The Problem:
Reducing poverty, unemployment amongst the most disadvantaged.....
The Social Invention:
A US company employs Cambodian citizens at a low wage to do monotonous data-entry work: nothing new there, one could argue, with western exploitation of cheap foreign labour for financial gain. This company only employs the most disadvantaged citizens of the country, though: those disabled by illness or land mines, slum residents and prostitutes all come through the doors each day.
Furthermore, it actively encourages (and pays half the fees for) its employees to get further education, usually in IT or English language classes. And, while Cambodian factory workers making clothes (also bound for the US) earn as little as seven or eight pounds for a 48-hour week, the typists earn two or three pounds more for a 36-hour week. All of these policies have led some to herald the company as a model for how globalisation can work for all: how capitalism and social purpose can be combined.

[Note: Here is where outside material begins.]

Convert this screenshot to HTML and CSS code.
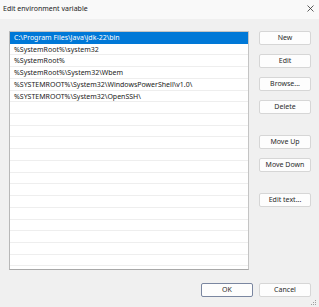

'New York police tickets have been processed by workers in Ghana'The company in question, Digital Divide Data (DDD), was started by two North American consultants in 2001 who believed that globalisation need not exploit the poor in the developing world, but could in fact be used to help them. The company has faced controversy from its first major contract, as opponents of the scheme highlighted the low wages being paid to the workers (which is substantially less than the US or UK minimum wage).
DDD goes against standard thinking about how to help the developing world, though, and has attracted significant opposition because of it. Specifically, it is unapologetically a capitalist venture using cheaper foreign labour to maintain its margins. Yet there is nothing new in this in the data-entry world: American insurance claims have been processed in India, articles have been typed up in China, and even New York police tickets have been put through in Ghana.
Where DD differs is that it is also unapologetically a social venture, showing how the most excluded and disadvantaged people in the developing world can be helped by the progression in the information economy.
'Successfully reconciling a global capitalist economy with social justice'To put it another way, should a firm that pays more than its competitors, pays much more than the country average, offers (and encourages) its workers further education, deliberately employs the poorest and most excluded people, and whose founders do not draw a salary, be criticised for running in the black? This goes to the very heart of debates about the global economy and the manifold effects of the IT-led revolution on the developing world.
It also goes to the heart of the question of whether a global capitalist economy and social justice can ever be reconciled successfully. Perhaps it is at that point in the debate when the people affected should be listened to; Rotha Mach, a Cambodian who used to sew jeans in a factory, simply says, “I feel very lucky to work here. I work less time and get better money”. If only the issues surrounding the idea could be so clear and so simple, and so unaffected by the politics and controversy.
- Digital Divide Data, 22 Bigelow St #1B, Cambridge, MA 02139, USA (tel: +1 617 492 4180; fax: +1 508 519 5643;
e-mail: info@digitaldividedata.org; web: www.digitaldividedata.org).
Summarised from an article by June Shih, entitled ‘Only poor country’s destitute may apply’, in the Seattle Times (January 8th 2003). This item was monitored for the Global Ideas Bank by Roger Knights, and originally appeared in the Christian Science Monitor.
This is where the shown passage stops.